One blogger known as Adam Hakohen Lebensohn (1789?-1878) wrote a flowery rhyming Hebrew letter to Montefiore, in which he intended to impress upon him what the true situation of the Jews under the Czar is, and how he must pay attention to what he sees. He outlined four major problem areas in need of solutions. Toward the end of the lette he called them arbah avot nezikin, four primary categories of damages, after the opening words of the Talmudic treatise Baba Kamma.
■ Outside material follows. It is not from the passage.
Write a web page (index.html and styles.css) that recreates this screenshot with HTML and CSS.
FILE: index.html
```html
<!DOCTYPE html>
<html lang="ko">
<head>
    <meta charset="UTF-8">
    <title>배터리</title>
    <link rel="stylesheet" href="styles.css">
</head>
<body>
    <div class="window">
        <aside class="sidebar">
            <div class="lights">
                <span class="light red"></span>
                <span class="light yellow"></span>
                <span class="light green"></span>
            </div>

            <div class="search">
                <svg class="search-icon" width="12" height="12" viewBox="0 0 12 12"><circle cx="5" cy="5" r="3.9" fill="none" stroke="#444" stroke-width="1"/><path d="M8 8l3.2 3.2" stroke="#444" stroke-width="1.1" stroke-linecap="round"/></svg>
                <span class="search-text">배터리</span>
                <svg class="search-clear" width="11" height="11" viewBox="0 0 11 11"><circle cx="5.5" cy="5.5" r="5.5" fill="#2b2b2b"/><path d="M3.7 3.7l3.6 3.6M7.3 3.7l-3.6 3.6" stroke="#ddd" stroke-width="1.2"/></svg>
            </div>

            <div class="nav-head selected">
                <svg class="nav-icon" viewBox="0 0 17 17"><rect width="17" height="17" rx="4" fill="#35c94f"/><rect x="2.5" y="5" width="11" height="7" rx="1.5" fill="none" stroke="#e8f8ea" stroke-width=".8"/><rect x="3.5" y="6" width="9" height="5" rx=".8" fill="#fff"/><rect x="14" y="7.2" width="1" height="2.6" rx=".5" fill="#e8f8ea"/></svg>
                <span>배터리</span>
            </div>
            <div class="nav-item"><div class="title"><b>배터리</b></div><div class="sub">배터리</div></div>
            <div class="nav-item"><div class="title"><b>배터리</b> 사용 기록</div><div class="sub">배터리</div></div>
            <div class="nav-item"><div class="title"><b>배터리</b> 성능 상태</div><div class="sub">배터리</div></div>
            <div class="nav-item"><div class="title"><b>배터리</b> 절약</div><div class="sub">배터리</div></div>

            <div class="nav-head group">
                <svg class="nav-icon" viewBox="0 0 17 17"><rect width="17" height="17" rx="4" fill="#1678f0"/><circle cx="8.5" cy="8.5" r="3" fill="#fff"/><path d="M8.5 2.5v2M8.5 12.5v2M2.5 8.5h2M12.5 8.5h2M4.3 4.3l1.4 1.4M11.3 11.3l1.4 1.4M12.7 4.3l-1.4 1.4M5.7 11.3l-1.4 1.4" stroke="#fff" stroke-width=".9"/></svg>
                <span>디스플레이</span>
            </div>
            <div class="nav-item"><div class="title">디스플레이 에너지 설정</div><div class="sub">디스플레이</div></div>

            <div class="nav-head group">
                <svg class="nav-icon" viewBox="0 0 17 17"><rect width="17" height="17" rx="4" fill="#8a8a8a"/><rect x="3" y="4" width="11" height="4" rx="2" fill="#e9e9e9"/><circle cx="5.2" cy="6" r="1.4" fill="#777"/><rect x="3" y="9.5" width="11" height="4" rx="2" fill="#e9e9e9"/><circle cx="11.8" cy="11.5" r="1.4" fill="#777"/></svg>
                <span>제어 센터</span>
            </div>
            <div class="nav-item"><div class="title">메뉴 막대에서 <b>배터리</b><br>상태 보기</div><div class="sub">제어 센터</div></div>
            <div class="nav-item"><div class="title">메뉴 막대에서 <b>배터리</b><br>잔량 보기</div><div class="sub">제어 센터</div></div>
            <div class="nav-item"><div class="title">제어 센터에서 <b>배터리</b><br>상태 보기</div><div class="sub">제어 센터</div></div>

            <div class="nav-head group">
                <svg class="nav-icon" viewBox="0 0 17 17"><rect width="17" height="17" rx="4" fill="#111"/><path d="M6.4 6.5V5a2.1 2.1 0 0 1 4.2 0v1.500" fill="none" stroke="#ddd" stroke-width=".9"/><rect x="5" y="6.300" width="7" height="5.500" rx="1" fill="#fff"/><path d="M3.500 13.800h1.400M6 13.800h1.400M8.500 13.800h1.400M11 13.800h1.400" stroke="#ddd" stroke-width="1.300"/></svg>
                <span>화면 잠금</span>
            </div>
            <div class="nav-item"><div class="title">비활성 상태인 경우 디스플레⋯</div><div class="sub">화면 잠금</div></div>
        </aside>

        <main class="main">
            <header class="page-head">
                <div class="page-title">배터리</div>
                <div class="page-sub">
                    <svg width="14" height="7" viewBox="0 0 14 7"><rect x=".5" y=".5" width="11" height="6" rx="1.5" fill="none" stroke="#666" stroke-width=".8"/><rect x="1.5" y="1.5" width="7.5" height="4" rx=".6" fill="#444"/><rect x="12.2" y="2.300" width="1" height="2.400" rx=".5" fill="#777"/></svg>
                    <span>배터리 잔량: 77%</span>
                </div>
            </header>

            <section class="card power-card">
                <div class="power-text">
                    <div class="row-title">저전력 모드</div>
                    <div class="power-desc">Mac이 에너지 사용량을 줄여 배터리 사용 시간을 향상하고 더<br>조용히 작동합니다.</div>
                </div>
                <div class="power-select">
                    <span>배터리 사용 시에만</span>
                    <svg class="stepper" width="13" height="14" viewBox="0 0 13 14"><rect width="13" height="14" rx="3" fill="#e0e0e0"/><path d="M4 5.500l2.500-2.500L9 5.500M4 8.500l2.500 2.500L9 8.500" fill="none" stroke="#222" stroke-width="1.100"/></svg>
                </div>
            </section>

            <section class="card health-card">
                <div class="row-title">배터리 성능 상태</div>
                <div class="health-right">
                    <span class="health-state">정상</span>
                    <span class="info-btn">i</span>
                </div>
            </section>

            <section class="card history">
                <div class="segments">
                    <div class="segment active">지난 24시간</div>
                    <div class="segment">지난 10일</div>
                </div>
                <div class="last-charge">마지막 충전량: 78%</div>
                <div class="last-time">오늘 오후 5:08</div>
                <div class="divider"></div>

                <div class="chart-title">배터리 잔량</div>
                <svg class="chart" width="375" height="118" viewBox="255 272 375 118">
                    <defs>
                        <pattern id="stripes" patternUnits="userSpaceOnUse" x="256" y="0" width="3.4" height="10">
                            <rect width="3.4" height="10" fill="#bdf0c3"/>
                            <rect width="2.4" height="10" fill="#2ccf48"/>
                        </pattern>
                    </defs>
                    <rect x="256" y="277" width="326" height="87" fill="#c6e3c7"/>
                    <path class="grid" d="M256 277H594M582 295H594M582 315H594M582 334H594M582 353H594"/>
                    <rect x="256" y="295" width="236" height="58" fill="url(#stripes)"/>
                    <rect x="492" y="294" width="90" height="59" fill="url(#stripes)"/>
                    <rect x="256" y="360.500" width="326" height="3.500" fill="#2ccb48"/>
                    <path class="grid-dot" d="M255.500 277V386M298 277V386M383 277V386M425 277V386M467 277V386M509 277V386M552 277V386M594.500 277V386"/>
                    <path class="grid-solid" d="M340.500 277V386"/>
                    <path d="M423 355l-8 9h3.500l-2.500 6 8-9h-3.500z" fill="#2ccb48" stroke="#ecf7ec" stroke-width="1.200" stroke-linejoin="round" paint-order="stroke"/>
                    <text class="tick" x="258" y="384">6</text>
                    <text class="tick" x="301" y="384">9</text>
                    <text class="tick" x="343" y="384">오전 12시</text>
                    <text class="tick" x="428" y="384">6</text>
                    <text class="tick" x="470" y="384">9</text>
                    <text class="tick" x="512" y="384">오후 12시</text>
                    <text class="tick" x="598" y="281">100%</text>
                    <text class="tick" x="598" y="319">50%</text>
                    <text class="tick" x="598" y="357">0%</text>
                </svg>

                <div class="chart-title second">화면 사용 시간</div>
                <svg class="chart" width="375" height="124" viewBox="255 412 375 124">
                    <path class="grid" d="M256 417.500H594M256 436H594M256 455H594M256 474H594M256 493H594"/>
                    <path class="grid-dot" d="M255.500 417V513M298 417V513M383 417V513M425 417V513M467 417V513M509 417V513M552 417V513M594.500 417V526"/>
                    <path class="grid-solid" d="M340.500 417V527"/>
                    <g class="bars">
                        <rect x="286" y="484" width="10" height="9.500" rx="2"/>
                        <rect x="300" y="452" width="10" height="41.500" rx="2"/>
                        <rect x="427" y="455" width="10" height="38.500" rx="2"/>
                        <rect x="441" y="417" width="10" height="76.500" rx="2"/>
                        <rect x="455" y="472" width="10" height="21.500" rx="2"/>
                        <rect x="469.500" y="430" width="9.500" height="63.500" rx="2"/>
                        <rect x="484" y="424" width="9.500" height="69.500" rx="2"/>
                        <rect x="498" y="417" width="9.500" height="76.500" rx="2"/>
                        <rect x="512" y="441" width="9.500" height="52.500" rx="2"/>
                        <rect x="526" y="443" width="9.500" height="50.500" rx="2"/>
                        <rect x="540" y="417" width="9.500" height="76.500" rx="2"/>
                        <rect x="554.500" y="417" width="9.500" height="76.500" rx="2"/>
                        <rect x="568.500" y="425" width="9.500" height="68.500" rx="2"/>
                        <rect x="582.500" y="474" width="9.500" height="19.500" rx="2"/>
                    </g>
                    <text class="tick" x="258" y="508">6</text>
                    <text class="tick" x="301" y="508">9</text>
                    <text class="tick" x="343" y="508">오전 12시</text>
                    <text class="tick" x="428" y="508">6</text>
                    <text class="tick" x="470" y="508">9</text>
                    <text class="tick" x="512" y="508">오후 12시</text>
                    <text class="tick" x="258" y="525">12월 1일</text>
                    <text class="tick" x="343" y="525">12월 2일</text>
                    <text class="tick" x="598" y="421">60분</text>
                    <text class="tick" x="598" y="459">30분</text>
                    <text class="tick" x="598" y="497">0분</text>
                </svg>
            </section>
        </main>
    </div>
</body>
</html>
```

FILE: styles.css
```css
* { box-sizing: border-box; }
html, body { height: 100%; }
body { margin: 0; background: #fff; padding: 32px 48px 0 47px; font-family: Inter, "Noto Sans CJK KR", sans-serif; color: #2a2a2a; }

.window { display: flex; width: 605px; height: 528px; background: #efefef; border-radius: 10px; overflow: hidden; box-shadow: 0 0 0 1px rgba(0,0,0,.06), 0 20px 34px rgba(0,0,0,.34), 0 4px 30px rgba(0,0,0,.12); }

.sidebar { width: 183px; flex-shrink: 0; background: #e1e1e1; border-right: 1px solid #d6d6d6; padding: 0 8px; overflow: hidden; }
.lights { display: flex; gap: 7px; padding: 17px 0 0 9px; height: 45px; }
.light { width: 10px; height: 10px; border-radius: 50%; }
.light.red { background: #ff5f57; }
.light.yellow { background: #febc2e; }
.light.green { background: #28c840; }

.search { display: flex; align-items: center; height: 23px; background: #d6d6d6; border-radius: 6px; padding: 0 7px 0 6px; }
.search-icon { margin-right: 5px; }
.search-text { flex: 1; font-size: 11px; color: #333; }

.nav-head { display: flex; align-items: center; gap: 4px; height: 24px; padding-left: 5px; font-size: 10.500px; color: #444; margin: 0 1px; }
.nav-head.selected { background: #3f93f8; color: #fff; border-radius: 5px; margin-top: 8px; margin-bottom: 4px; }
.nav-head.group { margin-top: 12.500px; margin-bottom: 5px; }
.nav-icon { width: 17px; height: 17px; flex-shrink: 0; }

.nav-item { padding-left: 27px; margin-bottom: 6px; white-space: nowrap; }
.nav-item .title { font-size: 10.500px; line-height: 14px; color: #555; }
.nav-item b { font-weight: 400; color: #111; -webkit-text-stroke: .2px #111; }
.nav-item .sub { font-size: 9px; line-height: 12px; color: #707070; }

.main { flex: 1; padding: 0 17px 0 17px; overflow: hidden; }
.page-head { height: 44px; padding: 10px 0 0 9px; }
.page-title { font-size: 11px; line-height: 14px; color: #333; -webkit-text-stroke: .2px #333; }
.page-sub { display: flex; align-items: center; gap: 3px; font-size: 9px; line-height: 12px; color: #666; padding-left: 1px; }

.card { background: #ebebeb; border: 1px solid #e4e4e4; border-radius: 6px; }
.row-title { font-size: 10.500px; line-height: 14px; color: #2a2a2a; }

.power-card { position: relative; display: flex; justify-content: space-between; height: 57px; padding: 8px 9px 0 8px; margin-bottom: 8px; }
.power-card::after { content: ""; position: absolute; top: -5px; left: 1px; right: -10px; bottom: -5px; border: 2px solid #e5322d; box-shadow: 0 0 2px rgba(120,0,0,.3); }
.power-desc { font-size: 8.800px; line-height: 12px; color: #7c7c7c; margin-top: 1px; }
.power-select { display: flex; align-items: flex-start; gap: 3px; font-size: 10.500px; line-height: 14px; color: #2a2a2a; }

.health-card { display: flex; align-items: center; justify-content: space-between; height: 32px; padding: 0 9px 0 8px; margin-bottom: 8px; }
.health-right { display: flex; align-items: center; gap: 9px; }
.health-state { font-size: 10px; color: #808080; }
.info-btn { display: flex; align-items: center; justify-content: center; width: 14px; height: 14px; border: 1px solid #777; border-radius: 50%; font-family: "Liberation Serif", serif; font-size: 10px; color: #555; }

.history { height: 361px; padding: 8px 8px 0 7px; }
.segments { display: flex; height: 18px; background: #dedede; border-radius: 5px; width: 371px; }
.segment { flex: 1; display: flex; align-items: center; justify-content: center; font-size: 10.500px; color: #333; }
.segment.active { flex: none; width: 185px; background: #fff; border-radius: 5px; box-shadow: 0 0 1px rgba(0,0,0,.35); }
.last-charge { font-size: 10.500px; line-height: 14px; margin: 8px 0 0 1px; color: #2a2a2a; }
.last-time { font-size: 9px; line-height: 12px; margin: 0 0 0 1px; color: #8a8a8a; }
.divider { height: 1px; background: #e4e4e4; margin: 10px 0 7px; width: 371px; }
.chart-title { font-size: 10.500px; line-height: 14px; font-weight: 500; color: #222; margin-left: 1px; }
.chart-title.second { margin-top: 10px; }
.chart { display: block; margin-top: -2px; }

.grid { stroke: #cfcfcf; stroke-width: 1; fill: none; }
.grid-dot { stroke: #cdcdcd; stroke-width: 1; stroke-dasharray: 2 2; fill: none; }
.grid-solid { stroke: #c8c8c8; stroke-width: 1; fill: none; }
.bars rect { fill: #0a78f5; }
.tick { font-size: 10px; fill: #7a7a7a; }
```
His letter to Montefiore was printed in the third volume of his collected poems, Shirei Sefat Kodesh, this volume bearing the title Yeter Shirei Ada"m (Vilna 1869) (pp. 67 - 72).
Here are two of his four categories of damages which he felt were arresting the healthy  progress of a very poor and downtrodden people. 
Another illness which has spread among all the people is to rush to marry their boys and girls, even babies, and by multiplying the size of their families, they invite problems, physical illness, and oppressions, and they shorten their life spans. Before a boy knows how to earn a dime, he finds he has ten mouths to feed. All his days are nothing but problems, and pressures which never cease constricting him - and in his middle age he lives to see the same probems also in his own sons and daughters! 
Even worse than these are the teachers and rabbis, who know nothing of governance or circumspect judgment, or how to lighten the burden of the masses. All of their efforts are devoted to multiplying customs and prohibitions, and stringencies upon stringencies, which have no source in the Torah or tradition. Instead, these customs come from foreign sources, or the practices of old women, or foolish men . . .  If I would enumerate them all, there's be no respite.